━━━ Source data ━━━
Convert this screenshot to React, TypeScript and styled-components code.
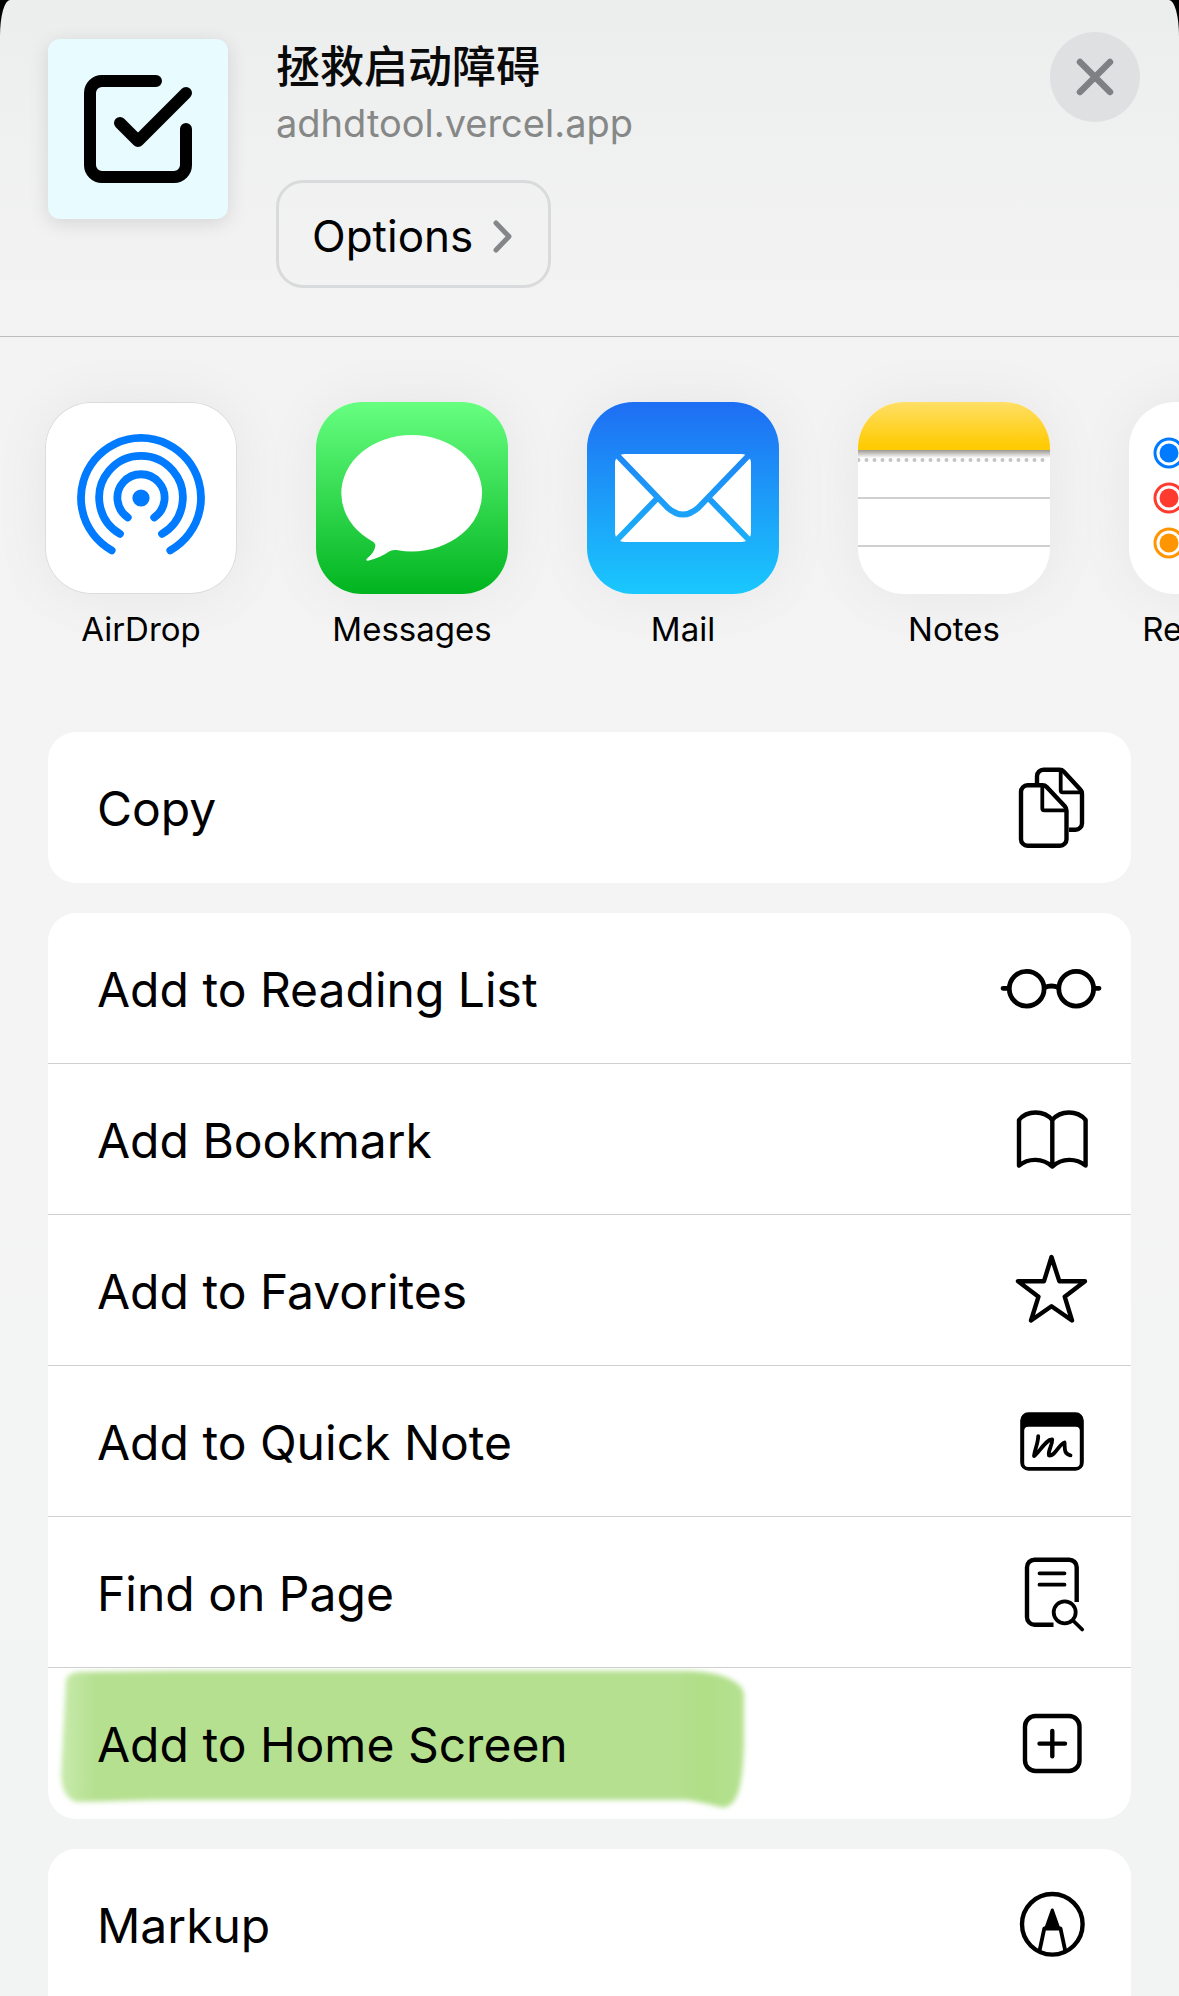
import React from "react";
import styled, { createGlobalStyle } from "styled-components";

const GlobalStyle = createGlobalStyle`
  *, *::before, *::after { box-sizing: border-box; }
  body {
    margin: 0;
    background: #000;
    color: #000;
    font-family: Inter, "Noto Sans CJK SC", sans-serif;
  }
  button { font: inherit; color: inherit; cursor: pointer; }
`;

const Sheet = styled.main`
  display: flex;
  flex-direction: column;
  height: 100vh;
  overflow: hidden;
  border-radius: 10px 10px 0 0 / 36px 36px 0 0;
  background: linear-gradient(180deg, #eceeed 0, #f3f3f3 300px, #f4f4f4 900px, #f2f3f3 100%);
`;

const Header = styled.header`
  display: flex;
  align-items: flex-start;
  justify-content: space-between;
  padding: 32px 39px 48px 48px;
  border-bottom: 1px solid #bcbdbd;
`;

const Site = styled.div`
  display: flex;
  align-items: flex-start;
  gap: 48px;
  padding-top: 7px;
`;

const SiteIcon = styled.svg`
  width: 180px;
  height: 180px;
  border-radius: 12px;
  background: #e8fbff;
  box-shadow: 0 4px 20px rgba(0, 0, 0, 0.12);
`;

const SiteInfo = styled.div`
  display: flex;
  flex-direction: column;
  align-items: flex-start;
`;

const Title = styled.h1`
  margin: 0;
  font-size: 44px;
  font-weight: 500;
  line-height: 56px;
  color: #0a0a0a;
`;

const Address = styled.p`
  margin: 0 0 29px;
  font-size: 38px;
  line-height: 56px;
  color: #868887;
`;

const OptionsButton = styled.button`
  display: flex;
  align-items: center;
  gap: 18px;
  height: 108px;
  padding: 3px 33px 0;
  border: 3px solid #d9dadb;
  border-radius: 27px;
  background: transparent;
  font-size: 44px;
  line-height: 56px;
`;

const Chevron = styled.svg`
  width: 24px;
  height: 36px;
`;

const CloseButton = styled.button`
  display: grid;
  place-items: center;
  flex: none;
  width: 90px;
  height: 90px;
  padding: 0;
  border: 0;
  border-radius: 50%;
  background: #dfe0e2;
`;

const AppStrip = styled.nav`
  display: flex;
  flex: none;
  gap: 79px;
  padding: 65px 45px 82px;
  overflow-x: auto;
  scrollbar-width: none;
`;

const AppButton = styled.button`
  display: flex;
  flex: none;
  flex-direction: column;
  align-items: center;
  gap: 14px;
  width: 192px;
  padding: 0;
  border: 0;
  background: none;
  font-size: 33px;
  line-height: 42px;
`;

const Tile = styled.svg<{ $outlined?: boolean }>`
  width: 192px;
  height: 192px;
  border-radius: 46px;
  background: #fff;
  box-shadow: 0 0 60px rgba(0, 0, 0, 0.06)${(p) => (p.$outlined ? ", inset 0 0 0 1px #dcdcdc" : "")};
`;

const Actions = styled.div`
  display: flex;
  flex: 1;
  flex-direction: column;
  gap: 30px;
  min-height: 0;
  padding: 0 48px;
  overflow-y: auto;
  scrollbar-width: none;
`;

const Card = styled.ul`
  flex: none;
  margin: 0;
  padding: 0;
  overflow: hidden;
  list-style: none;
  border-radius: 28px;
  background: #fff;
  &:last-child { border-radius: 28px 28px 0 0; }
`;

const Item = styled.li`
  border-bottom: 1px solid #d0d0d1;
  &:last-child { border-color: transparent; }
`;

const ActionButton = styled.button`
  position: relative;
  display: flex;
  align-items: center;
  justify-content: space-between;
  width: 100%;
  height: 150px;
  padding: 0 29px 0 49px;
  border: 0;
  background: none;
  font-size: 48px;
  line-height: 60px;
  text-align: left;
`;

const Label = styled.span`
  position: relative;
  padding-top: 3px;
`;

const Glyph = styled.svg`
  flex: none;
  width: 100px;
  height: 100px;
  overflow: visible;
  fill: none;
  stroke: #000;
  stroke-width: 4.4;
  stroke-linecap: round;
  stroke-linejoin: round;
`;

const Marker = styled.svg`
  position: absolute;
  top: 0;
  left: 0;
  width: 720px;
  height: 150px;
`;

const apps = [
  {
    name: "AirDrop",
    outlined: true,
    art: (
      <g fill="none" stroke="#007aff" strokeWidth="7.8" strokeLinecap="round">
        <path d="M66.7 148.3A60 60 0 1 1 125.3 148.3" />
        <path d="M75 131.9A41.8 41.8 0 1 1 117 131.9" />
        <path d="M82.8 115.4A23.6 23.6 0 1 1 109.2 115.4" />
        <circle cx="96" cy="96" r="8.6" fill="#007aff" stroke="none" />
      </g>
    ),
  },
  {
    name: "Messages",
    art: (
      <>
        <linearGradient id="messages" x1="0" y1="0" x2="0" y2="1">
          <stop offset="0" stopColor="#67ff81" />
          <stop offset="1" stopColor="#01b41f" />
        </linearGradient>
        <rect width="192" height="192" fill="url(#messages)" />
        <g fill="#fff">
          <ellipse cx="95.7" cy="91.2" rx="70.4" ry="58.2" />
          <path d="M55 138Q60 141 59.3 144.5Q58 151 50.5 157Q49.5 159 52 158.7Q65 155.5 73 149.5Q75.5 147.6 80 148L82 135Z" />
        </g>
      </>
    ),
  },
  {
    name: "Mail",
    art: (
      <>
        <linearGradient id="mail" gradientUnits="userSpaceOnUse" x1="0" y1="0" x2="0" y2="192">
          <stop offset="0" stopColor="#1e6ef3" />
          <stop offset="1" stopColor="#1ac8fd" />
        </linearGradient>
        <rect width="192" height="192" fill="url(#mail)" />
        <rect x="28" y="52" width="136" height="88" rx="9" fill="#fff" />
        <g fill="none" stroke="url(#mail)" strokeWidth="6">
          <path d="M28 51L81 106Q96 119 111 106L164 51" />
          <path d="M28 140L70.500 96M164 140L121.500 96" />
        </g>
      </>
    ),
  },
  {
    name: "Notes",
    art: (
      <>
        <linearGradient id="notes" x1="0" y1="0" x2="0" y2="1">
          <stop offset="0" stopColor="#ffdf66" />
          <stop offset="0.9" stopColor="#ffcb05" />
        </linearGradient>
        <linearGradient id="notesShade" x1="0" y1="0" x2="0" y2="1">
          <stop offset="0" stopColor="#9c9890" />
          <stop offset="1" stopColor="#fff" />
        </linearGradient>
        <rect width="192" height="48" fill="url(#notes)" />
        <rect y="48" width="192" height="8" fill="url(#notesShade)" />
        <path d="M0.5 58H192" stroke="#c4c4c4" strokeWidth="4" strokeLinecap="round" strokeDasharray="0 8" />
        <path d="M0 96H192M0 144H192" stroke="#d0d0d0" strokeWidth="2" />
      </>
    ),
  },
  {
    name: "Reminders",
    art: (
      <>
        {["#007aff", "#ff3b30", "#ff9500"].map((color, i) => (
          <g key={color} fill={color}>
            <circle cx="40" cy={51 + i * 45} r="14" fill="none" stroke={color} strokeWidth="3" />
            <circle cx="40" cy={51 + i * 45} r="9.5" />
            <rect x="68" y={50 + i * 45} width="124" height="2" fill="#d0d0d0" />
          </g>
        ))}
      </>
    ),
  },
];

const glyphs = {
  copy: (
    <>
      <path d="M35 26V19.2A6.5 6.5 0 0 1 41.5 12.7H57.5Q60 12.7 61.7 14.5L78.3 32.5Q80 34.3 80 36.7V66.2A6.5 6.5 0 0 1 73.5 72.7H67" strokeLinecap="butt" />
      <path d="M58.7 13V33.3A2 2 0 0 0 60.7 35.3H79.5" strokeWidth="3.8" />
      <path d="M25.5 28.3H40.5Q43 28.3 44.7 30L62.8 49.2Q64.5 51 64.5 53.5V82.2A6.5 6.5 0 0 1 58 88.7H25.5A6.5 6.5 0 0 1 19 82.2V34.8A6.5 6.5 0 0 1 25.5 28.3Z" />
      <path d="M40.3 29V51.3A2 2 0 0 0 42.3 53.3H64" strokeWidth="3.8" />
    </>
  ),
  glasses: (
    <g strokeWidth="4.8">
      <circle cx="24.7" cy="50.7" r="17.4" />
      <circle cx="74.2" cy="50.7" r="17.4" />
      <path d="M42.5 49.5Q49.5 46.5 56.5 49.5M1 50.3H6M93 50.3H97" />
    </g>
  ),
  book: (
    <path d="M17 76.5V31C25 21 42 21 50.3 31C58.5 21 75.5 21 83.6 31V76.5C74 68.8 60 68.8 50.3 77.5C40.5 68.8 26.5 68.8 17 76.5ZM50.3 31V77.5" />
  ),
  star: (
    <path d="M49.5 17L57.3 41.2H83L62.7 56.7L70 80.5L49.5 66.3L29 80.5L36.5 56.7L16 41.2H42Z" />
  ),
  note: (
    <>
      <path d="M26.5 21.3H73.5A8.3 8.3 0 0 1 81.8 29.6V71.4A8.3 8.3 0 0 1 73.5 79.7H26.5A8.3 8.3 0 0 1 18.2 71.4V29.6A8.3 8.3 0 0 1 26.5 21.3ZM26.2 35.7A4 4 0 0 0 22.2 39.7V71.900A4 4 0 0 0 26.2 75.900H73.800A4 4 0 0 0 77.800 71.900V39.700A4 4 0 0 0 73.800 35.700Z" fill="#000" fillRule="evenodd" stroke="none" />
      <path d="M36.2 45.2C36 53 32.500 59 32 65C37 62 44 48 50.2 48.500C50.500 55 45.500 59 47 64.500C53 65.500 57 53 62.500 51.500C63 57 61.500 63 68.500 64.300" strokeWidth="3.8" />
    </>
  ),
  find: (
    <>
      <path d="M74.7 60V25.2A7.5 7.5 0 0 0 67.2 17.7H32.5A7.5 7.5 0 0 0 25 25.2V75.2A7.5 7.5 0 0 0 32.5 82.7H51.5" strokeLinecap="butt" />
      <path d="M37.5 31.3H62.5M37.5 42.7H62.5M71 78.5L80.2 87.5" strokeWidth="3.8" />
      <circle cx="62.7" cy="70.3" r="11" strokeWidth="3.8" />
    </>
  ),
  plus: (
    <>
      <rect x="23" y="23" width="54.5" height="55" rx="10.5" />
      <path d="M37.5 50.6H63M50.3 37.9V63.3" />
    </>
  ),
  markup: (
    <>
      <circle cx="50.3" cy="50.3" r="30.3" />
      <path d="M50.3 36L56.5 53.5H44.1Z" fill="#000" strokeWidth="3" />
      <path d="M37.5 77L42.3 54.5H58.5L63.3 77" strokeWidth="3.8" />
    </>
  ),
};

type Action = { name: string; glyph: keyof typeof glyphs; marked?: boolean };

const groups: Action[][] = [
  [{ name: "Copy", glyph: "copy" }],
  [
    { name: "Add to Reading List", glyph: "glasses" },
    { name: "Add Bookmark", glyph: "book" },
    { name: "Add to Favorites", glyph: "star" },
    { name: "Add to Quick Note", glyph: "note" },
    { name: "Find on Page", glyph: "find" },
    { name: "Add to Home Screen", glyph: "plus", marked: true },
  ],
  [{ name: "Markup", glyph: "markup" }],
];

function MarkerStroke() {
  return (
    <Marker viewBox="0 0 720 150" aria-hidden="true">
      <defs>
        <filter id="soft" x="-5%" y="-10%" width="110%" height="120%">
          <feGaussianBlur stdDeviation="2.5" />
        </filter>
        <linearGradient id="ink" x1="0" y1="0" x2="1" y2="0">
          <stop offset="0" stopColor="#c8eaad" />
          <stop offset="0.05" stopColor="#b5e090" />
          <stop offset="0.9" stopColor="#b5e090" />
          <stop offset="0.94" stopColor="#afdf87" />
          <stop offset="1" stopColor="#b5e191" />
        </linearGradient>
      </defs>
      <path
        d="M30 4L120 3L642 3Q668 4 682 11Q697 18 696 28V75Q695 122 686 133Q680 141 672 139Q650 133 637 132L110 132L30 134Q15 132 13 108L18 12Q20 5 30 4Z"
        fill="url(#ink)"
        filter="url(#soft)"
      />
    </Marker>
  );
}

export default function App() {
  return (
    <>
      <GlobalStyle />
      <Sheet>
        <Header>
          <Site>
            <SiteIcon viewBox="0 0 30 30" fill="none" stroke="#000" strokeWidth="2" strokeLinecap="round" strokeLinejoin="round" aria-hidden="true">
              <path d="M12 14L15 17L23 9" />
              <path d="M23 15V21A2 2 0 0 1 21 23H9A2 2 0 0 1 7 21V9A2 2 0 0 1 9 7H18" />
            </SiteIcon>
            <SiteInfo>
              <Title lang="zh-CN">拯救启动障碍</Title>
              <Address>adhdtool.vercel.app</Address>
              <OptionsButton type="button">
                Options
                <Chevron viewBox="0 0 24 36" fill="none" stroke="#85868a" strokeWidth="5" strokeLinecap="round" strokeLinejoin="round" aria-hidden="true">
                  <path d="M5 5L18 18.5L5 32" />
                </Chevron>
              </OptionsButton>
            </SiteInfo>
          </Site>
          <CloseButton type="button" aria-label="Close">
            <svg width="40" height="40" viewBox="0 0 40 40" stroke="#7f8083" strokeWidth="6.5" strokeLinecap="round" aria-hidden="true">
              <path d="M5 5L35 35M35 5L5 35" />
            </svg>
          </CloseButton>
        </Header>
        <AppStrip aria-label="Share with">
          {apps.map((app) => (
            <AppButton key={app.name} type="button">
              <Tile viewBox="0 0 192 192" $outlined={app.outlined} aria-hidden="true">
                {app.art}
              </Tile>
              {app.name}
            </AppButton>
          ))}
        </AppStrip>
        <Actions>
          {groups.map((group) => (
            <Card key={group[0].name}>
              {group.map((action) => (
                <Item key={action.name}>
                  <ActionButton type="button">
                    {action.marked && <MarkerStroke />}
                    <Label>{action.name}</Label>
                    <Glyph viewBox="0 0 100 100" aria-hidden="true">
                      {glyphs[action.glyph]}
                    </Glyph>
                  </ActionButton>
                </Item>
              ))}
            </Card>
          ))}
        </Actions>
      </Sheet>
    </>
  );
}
━━━
**What is needed**:
Which lines contain "components"? Show each of them.

**Answer to the exercise**:
Convert this screenshot to React, TypeScript and styled-components code.
import styled, { createGlobalStyle } from "styled-components";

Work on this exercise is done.